* [Exercise brief]:
Return the listing below word for word.

* [Provided data]:
• • •
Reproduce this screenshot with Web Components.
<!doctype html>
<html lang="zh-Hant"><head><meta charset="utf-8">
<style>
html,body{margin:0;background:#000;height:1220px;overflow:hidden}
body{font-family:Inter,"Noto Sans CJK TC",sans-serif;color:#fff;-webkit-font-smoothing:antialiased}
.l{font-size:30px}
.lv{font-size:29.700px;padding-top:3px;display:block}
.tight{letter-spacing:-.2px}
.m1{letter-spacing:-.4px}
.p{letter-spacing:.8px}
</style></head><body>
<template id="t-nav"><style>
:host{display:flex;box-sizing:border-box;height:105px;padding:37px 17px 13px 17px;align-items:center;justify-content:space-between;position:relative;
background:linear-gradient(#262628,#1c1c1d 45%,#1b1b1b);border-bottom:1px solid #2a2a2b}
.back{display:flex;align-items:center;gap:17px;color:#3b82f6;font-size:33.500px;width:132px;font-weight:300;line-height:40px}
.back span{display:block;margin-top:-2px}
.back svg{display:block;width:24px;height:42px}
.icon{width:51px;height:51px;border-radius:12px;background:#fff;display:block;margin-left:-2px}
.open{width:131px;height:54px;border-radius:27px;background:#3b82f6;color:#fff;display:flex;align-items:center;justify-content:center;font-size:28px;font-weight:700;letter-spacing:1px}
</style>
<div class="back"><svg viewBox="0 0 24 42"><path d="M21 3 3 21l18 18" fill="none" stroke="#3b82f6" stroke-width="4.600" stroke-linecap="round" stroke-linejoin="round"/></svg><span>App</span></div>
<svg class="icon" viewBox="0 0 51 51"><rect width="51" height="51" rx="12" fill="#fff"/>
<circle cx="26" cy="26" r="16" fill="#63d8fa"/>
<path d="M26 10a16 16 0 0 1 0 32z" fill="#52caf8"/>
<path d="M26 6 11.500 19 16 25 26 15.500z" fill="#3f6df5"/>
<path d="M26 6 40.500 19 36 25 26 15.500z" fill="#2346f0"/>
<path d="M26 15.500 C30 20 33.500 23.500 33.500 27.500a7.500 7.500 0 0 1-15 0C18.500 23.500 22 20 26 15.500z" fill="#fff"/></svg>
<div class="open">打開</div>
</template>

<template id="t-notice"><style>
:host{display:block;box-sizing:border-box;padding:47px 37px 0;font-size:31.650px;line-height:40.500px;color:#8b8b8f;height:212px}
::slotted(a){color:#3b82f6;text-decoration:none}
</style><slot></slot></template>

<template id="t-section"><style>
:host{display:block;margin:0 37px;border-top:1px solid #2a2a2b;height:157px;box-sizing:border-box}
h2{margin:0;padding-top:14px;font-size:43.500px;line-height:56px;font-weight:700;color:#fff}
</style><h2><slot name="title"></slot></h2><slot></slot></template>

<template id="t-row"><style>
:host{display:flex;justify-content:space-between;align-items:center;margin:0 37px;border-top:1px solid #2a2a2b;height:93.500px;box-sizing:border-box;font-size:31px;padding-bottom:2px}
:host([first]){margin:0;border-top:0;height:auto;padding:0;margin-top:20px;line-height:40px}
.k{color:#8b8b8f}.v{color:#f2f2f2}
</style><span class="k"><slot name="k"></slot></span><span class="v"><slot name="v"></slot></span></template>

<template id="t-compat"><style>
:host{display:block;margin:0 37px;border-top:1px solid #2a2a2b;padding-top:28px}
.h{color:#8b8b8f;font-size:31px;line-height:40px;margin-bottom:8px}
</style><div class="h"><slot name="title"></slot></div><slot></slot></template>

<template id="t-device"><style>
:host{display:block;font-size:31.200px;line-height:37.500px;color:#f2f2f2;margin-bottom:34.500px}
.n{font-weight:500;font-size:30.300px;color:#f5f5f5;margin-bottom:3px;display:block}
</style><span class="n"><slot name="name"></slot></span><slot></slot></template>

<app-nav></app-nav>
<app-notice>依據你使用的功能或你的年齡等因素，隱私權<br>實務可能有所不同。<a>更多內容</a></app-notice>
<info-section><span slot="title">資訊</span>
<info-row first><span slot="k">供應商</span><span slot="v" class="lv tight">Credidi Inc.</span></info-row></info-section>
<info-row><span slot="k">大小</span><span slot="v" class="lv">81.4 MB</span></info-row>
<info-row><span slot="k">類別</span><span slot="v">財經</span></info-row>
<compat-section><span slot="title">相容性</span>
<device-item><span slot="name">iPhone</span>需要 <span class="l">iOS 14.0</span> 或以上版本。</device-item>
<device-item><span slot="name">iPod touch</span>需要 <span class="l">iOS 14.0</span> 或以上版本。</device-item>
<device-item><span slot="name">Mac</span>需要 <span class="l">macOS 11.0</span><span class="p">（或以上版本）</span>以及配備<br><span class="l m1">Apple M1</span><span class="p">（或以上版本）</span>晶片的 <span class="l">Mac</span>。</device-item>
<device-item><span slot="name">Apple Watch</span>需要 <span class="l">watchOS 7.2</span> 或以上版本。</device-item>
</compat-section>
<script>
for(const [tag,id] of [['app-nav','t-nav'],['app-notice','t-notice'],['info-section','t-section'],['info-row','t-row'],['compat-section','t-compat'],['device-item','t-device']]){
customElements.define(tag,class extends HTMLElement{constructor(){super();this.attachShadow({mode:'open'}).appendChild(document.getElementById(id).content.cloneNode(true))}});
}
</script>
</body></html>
• • •
* [Exercise solution]:
Reproduce this screenshot with Web Components.
<!doctype html>
<html lang="zh-Hant"><head><meta charset="utf-8">
<style>
html,body{margin:0;background:#000;height:1220px;overflow:hidden}
body{font-family:Inter,"Noto Sans CJK TC",sans-serif;color:#fff;-webkit-font-smoothing:antialiased}
.l{font-size:30px}
.lv{font-size:29.700px;padding-top:3px;display:block}
.tight{letter-spacing:-.2px}
.m1{letter-spacing:-.4px}
.p{letter-spacing:.8px}
</style></head><body>
<template id="t-nav"><style>
:host{display:flex;box-sizing:border-box;height:105px;padding:37px 17px 13px 17px;align-items:center;justify-content:space-between;position:relative;
background:linear-gradient(#262628,#1c1c1d 45%,#1b1b1b);border-bottom:1px solid #2a2a2b}
.back{display:flex;align-items:center;gap:17px;color:#3b82f6;font-size:33.500px;width:132px;font-weight:300;line-height:40px}
.back span{display:block;margin-top:-2px}
.back svg{display:block;width:24px;height:42px}
.icon{width:51px;height:51px;border-radius:12px;background:#fff;display:block;margin-left:-2px}
.open{width:131px;height:54px;border-radius:27px;background:#3b82f6;color:#fff;display:flex;align-items:center;justify-content:center;font-size:28px;font-weight:700;letter-spacing:1px}
</style>
<div class="back"><svg viewBox="0 0 24 42"><path d="M21 3 3 21l18 18" fill="none" stroke="#3b82f6" stroke-width="4.600" stroke-linecap="round" stroke-linejoin="round"/></svg><span>App</span></div>
<svg class="icon" viewBox="0 0 51 51"><rect width="51" height="51" rx="12" fill="#fff"/>
<circle cx="26" cy="26" r="16" fill="#63d8fa"/>
<path d="M26 10a16 16 0 0 1 0 32z" fill="#52caf8"/>
<path d="M26 6 11.500 19 16 25 26 15.500z" fill="#3f6df5"/>
<path d="M26 6 40.500 19 36 25 26 15.500z" fill="#2346f0"/>
<path d="M26 15.500 C30 20 33.500 23.500 33.500 27.500a7.500 7.500 0 0 1-15 0C18.500 23.500 22 20 26 15.500z" fill="#fff"/></svg>
<div class="open">打開</div>
</template>

<template id="t-notice"><style>
:host{display:block;box-sizing:border-box;padding:47px 37px 0;font-size:31.650px;line-height:40.500px;color:#8b8b8f;height:212px}
::slotted(a){color:#3b82f6;text-decoration:none}
</style><slot></slot></template>

<template id="t-section"><style>
:host{display:block;margin:0 37px;border-top:1px solid #2a2a2b;height:157px;box-sizing:border-box}
h2{margin:0;padding-top:14px;font-size:43.500px;line-height:56px;font-weight:700;color:#fff}
</style><h2><slot name="title"></slot></h2><slot></slot></template>

<template id="t-row"><style>
:host{display:flex;justify-content:space-between;align-items:center;margin:0 37px;border-top:1px solid #2a2a2b;height:93.500px;box-sizing:border-box;font-size:31px;padding-bottom:2px}
:host([first]){margin:0;border-top:0;height:auto;padding:0;margin-top:20px;line-height:40px}
.k{color:#8b8b8f}.v{color:#f2f2f2}
</style><span class="k"><slot name="k"></slot></span><span class="v"><slot name="v"></slot></span></template>

<template id="t-compat"><style>
:host{display:block;margin:0 37px;border-top:1px solid #2a2a2b;padding-top:28px}
.h{color:#8b8b8f;font-size:31px;line-height:40px;margin-bottom:8px}
</style><div class="h"><slot name="title"></slot></div><slot></slot></template>

<template id="t-device"><style>
:host{display:block;font-size:31.200px;line-height:37.500px;color:#f2f2f2;margin-bottom:34.500px}
.n{font-weight:500;font-size:30.300px;color:#f5f5f5;margin-bottom:3px;display:block}
</style><span class="n"><slot name="name"></slot></span><slot></slot></template>

<app-nav></app-nav>
<app-notice>依據你使用的功能或你的年齡等因素，隱私權<br>實務可能有所不同。<a>更多內容</a></app-notice>
<info-section><span slot="title">資訊</span>
<info-row first><span slot="k">供應商</span><span slot="v" class="lv tight">Credidi Inc.</span></info-row></info-section>
<info-row><span slot="k">大小</span><span slot="v" class="lv">81.4 MB</span></info-row>
<info-row><span slot="k">類別</span><span slot="v">財經</span></info-row>
<compat-section><span slot="title">相容性</span>
<device-item><span slot="name">iPhone</span>需要 <span class="l">iOS 14.0</span> 或以上版本。</device-item>
<device-item><span slot="name">iPod touch</span>需要 <span class="l">iOS 14.0</span> 或以上版本。</device-item>
<device-item><span slot="name">Mac</span>需要 <span class="l">macOS 11.0</span><span class="p">（或以上版本）</span>以及配備<br><span class="l m1">Apple M1</span><span class="p">（或以上版本）</span>晶片的 <span class="l">Mac</span>。</device-item>
<device-item><span slot="name">Apple Watch</span>需要 <span class="l">watchOS 7.2</span> 或以上版本。</device-item>
</compat-section>
<script>
for(const [tag,id] of [['app-nav','t-nav'],['app-notice','t-notice'],['info-section','t-section'],['info-row','t-row'],['compat-section','t-compat'],['device-item','t-device']]){
customElements.define(tag,class extends HTMLElement{constructor(){super();this.attachShadow({mode:'open'}).appendChild(document.getElementById(id).content.cloneNode(true))}});
}
</script>
</body></html>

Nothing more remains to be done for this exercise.